Figure 1 - Team Yellow found the underwater plinth on the wreck of the Mountain Maid. (photo courtesy of the Maritime Archaeology Program at Flinders University).
The day started at 7:00am, waking up to organize the equipment needed for the day ahead which was left up to us to decide on our own. Launching “Trim” went smoothly at Queenscliff boat ramp and we were on site at Swan Island by 10:00. Peter Harvey expertly surveyed the bottom using the echo sounder to look for any variations on the otherwise flat sand bottom. An approximate site location had already been given but because no one had dived on the wreck in 20 years they were only visual transects and old possibly incorrect GPS coordinates. Divers had already searched the area the day before but were unable to find the wreck with the given marks.
Figure 1 - A Seahorse attached to a test unit marker helps demostrate the visibility of the water. (Closer View) (photo by Jun Kimura).
When Peter noticed an anomaly on the sounder we threw out a marker buoy, weighted with a lead shot to mark the area so we could dive it later. The tide was too strong to conduct a site inspection with SCUBA but there was still good visibility so we decided to do a drift snorkel line search. Peter dropped us off up current and we all spread out 4 meters along the drift line. The water depth was about 5 meters, and we were not really sure what we were looking for. We suspected the wreck might have been completely covered in sand. Around 50m along our drift both Alex & Josh tugged on our line indicating that the buoy should be dropped. They had indeed found the wreck. We all dived down to check it out, however the current was very strong and we all gave up eventually and drifted down current, waiting for Trim to come and pick us up. Apart from Toby-John. He was more than happy to fin along with his technologically superior V12 fins.
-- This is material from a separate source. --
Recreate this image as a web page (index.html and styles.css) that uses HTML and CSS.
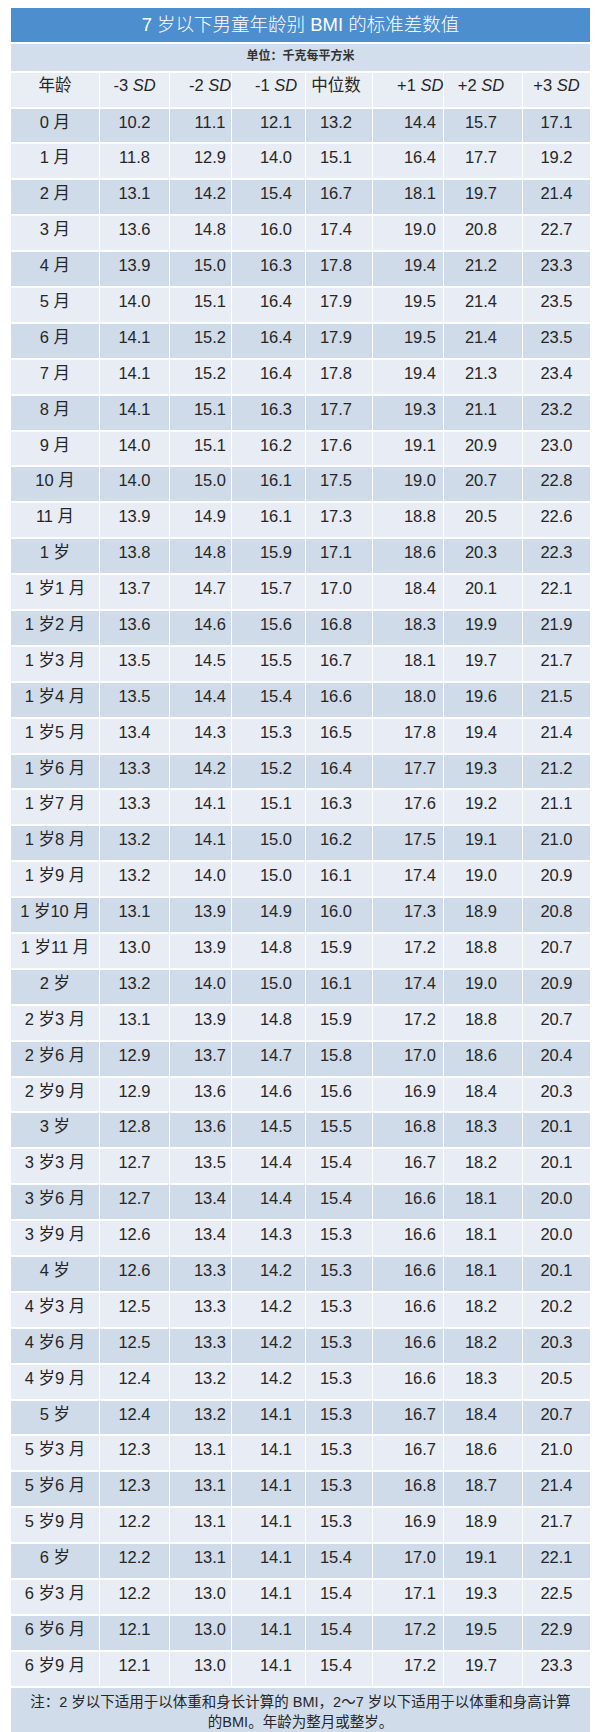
FILE: index.html
```html
<!DOCTYPE html>
<html lang="zh-CN">
<head>
<meta charset="utf-8">
<title>7 岁以下男童年龄别 BMI 的标准差数值</title>
<link rel="stylesheet" href="styles.css">
</head>
<body>
<div class="sheet">
  <div class="title">7 岁以下男童年龄别 BMI 的标准差数值</div>
  <div class="unit">单位：千克每平方米</div>
  <div class="grid" id="grid">
    <div class="row head">
      <div>年龄</div><div>-3 <i>SD</i></div><div>-2 <i>SD</i></div><div>-1 <i>SD</i></div><div>中位数</div><div>+1 <i>SD</i></div><div>+2 <i>SD</i></div><div>+3 <i>SD</i></div>
    </div>
    <div class="row dark"><div>0 月</div><div>10.2</div><div>11.1</div><div>12.1</div><div>13.2</div><div>14.4</div><div>15.7</div><div>17.1</div></div>
    <div class="row"><div>1 月</div><div>11.8</div><div>12.9</div><div>14.0</div><div>15.1</div><div>16.4</div><div>17.7</div><div>19.2</div></div>
    <div class="row dark"><div>2 月</div><div>13.1</div><div>14.2</div><div>15.4</div><div>16.7</div><div>18.1</div><div>19.7</div><div>21.4</div></div>
    <div class="row"><div>3 月</div><div>13.6</div><div>14.8</div><div>16.0</div><div>17.4</div><div>19.0</div><div>20.8</div><div>22.7</div></div>
    <div class="row dark"><div>4 月</div><div>13.9</div><div>15.0</div><div>16.3</div><div>17.8</div><div>19.4</div><div>21.2</div><div>23.3</div></div>
    <div class="row"><div>5 月</div><div>14.0</div><div>15.1</div><div>16.4</div><div>17.9</div><div>19.5</div><div>21.4</div><div>23.5</div></div>
    <div class="row dark"><div>6 月</div><div>14.1</div><div>15.2</div><div>16.4</div><div>17.9</div><div>19.5</div><div>21.4</div><div>23.5</div></div>
    <div class="row"><div>7 月</div><div>14.1</div><div>15.2</div><div>16.4</div><div>17.8</div><div>19.4</div><div>21.3</div><div>23.4</div></div>
    <div class="row dark"><div>8 月</div><div>14.1</div><div>15.1</div><div>16.3</div><div>17.7</div><div>19.3</div><div>21.1</div><div>23.2</div></div>
    <div class="row"><div>9 月</div><div>14.0</div><div>15.1</div><div>16.2</div><div>17.6</div><div>19.1</div><div>20.9</div><div>23.0</div></div>
    <div class="row dark"><div>10 月</div><div>14.0</div><div>15.0</div><div>16.1</div><div>17.5</div><div>19.0</div><div>20.7</div><div>22.8</div></div>
    <div class="row"><div>11 月</div><div>13.9</div><div>14.9</div><div>16.1</div><div>17.3</div><div>18.8</div><div>20.5</div><div>22.6</div></div>
    <div class="row dark"><div>1 岁</div><div>13.8</div><div>14.8</div><div>15.9</div><div>17.1</div><div>18.6</div><div>20.3</div><div>22.3</div></div>
    <div class="row"><div>1 岁1 月</div><div>13.7</div><div>14.7</div><div>15.7</div><div>17.0</div><div>18.4</div><div>20.1</div><div>22.1</div></div>
    <div class="row dark"><div>1 岁2 月</div><div>13.6</div><div>14.6</div><div>15.6</div><div>16.8</div><div>18.3</div><div>19.9</div><div>21.9</div></div>
    <div class="row"><div>1 岁3 月</div><div>13.5</div><div>14.5</div><div>15.5</div><div>16.7</div><div>18.1</div><div>19.7</div><div>21.7</div></div>
    <div class="row dark"><div>1 岁4 月</div><div>13.5</div><div>14.4</div><div>15.4</div><div>16.6</div><div>18.0</div><div>19.6</div><div>21.5</div></div>
    <div class="row"><div>1 岁5 月</div><div>13.4</div><div>14.3</div><div>15.3</div><div>16.5</div><div>17.8</div><div>19.4</div><div>21.4</div></div>
    <div class="row dark"><div>1 岁6 月</div><div>13.3</div><div>14.2</div><div>15.2</div><div>16.4</div><div>17.7</div><div>19.3</div><div>21.2</div></div>
    <div class="row"><div>1 岁7 月</div><div>13.3</div><div>14.1</div><div>15.1</div><div>16.3</div><div>17.6</div><div>19.2</div><div>21.1</div></div>
    <div class="row dark"><div>1 岁8 月</div><div>13.2</div><div>14.1</div><div>15.0</div><div>16.2</div><div>17.5</div><div>19.1</div><div>21.0</div></div>
    <div class="row"><div>1 岁9 月</div><div>13.2</div><div>14.0</div><div>15.0</div><div>16.1</div><div>17.4</div><div>19.0</div><div>20.9</div></div>
    <div class="row dark"><div>1 岁10 月</div><div>13.1</div><div>13.9</div><div>14.9</div><div>16.0</div><div>17.3</div><div>18.9</div><div>20.8</div></div>
    <div class="row"><div>1 岁11 月</div><div>13.0</div><div>13.9</div><div>14.8</div><div>15.9</div><div>17.2</div><div>18.8</div><div>20.7</div></div>
    <div class="row dark"><div>2 岁</div><div>13.2</div><div>14.0</div><div>15.0</div><div>16.1</div><div>17.4</div><div>19.0</div><div>20.9</div></div>
    <div class="row"><div>2 岁3 月</div><div>13.1</div><div>13.9</div><div>14.8</div><div>15.9</div><div>17.2</div><div>18.8</div><div>20.7</div></div>
    <div class="row dark"><div>2 岁6 月</div><div>12.9</div><div>13.7</div><div>14.7</div><div>15.8</div><div>17.0</div><div>18.6</div><div>20.4</div></div>
    <div class="row"><div>2 岁9 月</div><div>12.9</div><div>13.6</div><div>14.6</div><div>15.6</div><div>16.9</div><div>18.4</div><div>20.3</div></div>
    <div class="row dark"><div>3 岁</div><div>12.8</div><div>13.6</div><div>14.5</div><div>15.5</div><div>16.8</div><div>18.3</div><div>20.1</div></div>
    <div class="row"><div>3 岁3 月</div><div>12.7</div><div>13.5</div><div>14.4</div><div>15.4</div><div>16.7</div><div>18.2</div><div>20.1</div></div>
    <div class="row dark"><div>3 岁6 月</div><div>12.7</div><div>13.4</div><div>14.4</div><div>15.4</div><div>16.6</div><div>18.1</div><div>20.0</div></div>
    <div class="row"><div>3 岁9 月</div><div>12.6</div><div>13.4</div><div>14.3</div><div>15.3</div><div>16.6</div><div>18.1</div><div>20.0</div></div>
    <div class="row dark"><div>4 岁</div><div>12.6</div><div>13.3</div><div>14.2</div><div>15.3</div><div>16.6</div><div>18.1</div><div>20.1</div></div>
    <div class="row"><div>4 岁3 月</div><div>12.5</div><div>13.3</div><div>14.2</div><div>15.3</div><div>16.6</div><div>18.2</div><div>20.2</div></div>
    <div class="row dark"><div>4 岁6 月</div><div>12.5</div><div>13.3</div><div>14.2</div><div>15.3</div><div>16.6</div><div>18.2</div><div>20.3</div></div>
    <div class="row"><div>4 岁9 月</div><div>12.4</div><div>13.2</div><div>14.2</div><div>15.3</div><div>16.6</div><div>18.3</div><div>20.5</div></div>
    <div class="row dark"><div>5 岁</div><div>12.4</div><div>13.2</div><div>14.1</div><div>15.3</div><div>16.7</div><div>18.4</div><div>20.7</div></div>
    <div class="row"><div>5 岁3 月</div><div>12.3</div><div>13.1</div><div>14.1</div><div>15.3</div><div>16.7</div><div>18.6</div><div>21.0</div></div>
    <div class="row dark"><div>5 岁6 月</div><div>12.3</div><div>13.1</div><div>14.1</div><div>15.3</div><div>16.8</div><div>18.7</div><div>21.4</div></div>
    <div class="row"><div>5 岁9 月</div><div>12.2</div><div>13.1</div><div>14.1</div><div>15.3</div><div>16.9</div><div>18.9</div><div>21.7</div></div>
    <div class="row dark"><div>6 岁</div><div>12.2</div><div>13.1</div><div>14.1</div><div>15.4</div><div>17.0</div><div>19.1</div><div>22.1</div></div>
    <div class="row"><div>6 岁3 月</div><div>12.2</div><div>13.0</div><div>14.1</div><div>15.4</div><div>17.1</div><div>19.3</div><div>22.5</div></div>
    <div class="row dark"><div>6 岁6 月</div><div>12.1</div><div>13.0</div><div>14.1</div><div>15.4</div><div>17.2</div><div>19.5</div><div>22.9</div></div>
    <div class="row"><div>6 岁9 月</div><div>12.1</div><div>13.0</div><div>14.1</div><div>15.4</div><div>17.2</div><div>19.7</div><div>23.3</div></div>
  </div>
  <div class="note">注：2 岁以下适用于以体重和身长计算的 BMI，2～7 岁以下适用于以体重和身高计算<br>的BMI。年龄为整月或整岁。</div>
</div>
</body>
</html>
```
FILE: styles.css
```css
html, body {
  margin: 0;
  padding: 0;
  background: #ffffff;
}

body {
  font-family: "Liberation Sans", "Noto Sans CJK SC", sans-serif;
  color: #262626;
}

.sheet {
  width: 579px;
  margin: 8px 0 0 11px;
  display: flex;
  flex-direction: column;
  gap: 2px;
}

.title {
  height: 34px;
  background: #4d8ecf;
  color: #ffffff;
  font-size: 18.5px;
  font-weight: 300;
  line-height: 34px;
  text-align: center;
}

.unit {
  height: 27px;
  background: #d2deeb;
  font-size: 12px;
  font-weight: bold;
  line-height: 24px;
  text-align: center;
  color: #333333;
}

.grid {
  display: grid;
  grid-template-columns: 88px 69px 61px 73px 66px 70px 78px 67px;
  grid-template-rows: 33.5px;
  grid-auto-rows: 33.9px;
  column-gap: 1px;
  row-gap: 2px;
}

.row {
  display: contents;
}

.row > div {
  background: #e8ecf4;
  font-size: 16.5px;
  line-height: 20px;
  padding-top: 3px;
  text-align: center;
  white-space: nowrap;
}

.row.dark > div {
  background: #cfdbe9;
}

.row.head > div {
  background: #e9edf4;
  padding-top: 2px;
}

.row > div:nth-child(3) { padding-left: 19px; }
.row > div:nth-child(4) { padding-left: 15px; }
.row > div:nth-child(5) { padding-right: 6px; }
.row > div:nth-child(6) { padding-left: 24px; }
.row > div:nth-child(7) { padding-right: 4px; }

.row i {
  font-style: italic;
}

.note {
  height: 42px;
  background: #d1dcea;
  font-size: 14.5px;
  line-height: 20px;
  padding-top: 4px;
  text-align: center;
}
```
After a quick bite to eat while waiting for the current to subside, we geared up with our SCUBA set-ups, and hit the bottom in anticipation of what we might see. There is definitely a large difference between what you can see snorkeling and with SCUBA equipment, and much of the wreck was found and subsequently mapped out.We were told by Heritage Victoria to organize a Wreck Inspection plan, which we intended to pursue to our full capability. And I am glad to say we achieved this mission.